The real problem is that in the dict, the None partner events are going to be combined anyway under a None partner_id key. So the fact that two couple IDS exist will be ignored by the dict.
Possible solution is to add another layer of nesting to the dict. Here's the current dict which might be inadequate:
progeny = {
6: {
1: {"partner_name": "Jerry", "children": {7: {}, 8: {}}},
None: {"partner_name": None, "children": {}}
}
}
This doesn't account for more than one unknown (null) partner, so it will combine all null partners' children into one family, for example. It might also combine all the events, for example in the previous example the marriage and divorce would be combined into one null partner.
Here's the same dict with an added layer of nesting. It also seems to add a place for the couple_id in the dict whereas before there was no place for couple_id.
progeny = {
6: {
1: {
1: {"partner_name": "Jerry", "children": {7: {}, 8: {}}}},
None: {
4: {"partner_name": None, "children": {}},
6: {"partner_name": None, "children": {}}},
}
}
It makes sense that I've added an element, and have to add a nesting level to take advantage of it. Will this solve the problem of None's children all going to the same parent when current person's null partner is ID'd? Maybe so, because now there can be two unknown partners based on two couple_ids where partner_id is null but couple_id is not.

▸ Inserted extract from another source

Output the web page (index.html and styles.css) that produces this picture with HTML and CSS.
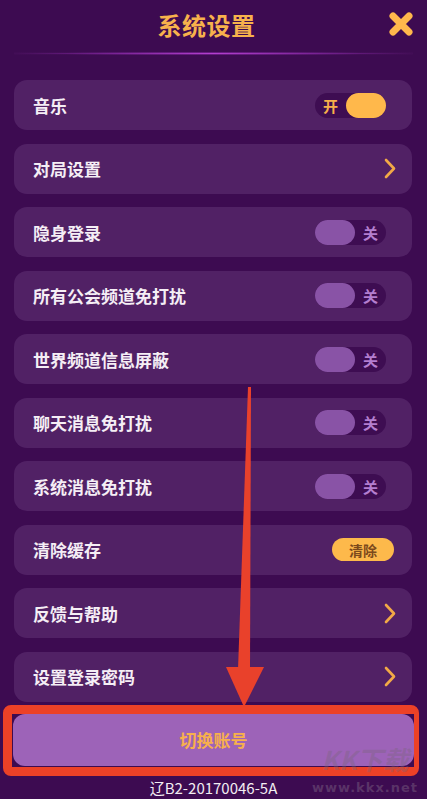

In practice, if couple_id is known, there will only be one partner_id nested in it, as shown above. But if couple_id is None, there could be more than one family with an unknown partner_id, not assumed to be the same partner, due to the fact that they have separate couple_ids. The two families can still be merged but they are not assumed to be merged till the user decides to merge them.
This is how much trouble it is to accurately track family history data. By "accurately", I mean at a level of detail that matches the real world and the needs of careful genealogists who don't want to lump things together without proof that the two elements are the same thing.